Sports, Race, and Power

Sports, Race, and Power

The discrepancy between the number of athletes on the field and the number of Blacks in front office positions is a grand example of how covert discrimination plays out in many corporate environments.

Published March 2, 2011

As much as we appreciate the strides that have been made since the Civil Rights movement in terms of racial equality, there are a few realities that remind us that equality is still a goal. The discrepancy between the number of athletes on the field and the number of Blacks in front office positions is a grand example of how covert discrimination plays out in many corporate environments. Are there seriously not enough Blacks interested in the business end of sports?

This is just one of the points that Dr.

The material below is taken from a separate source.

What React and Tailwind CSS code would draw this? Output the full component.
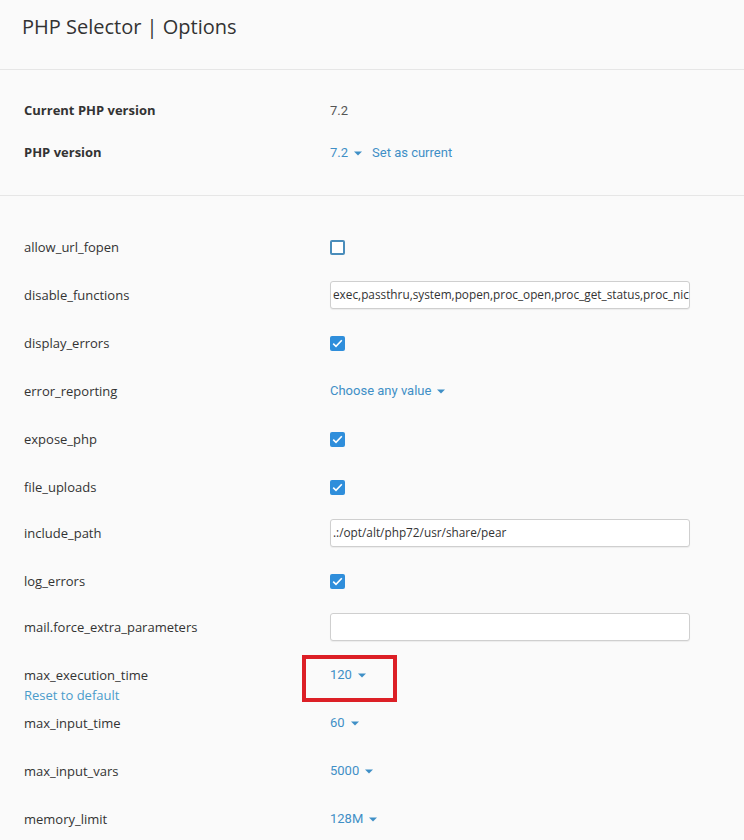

Thabiti Lewis, a professor at Washington State University in Vancouver, examines in his book “Ballers of The New School: Race and Sports in America.

“On one hand, we say wow, it’s a different age. There’s been quite a bit of progress,” said Lewis. “It’s post Jim Crow, post Civil Rights and yet, I think in some ways, the handcuffs are a little tighter than they were before,” he said of the Black athletes today who seem to hold a lot of power but barely use it when it comes to speaking out on sensitive issues.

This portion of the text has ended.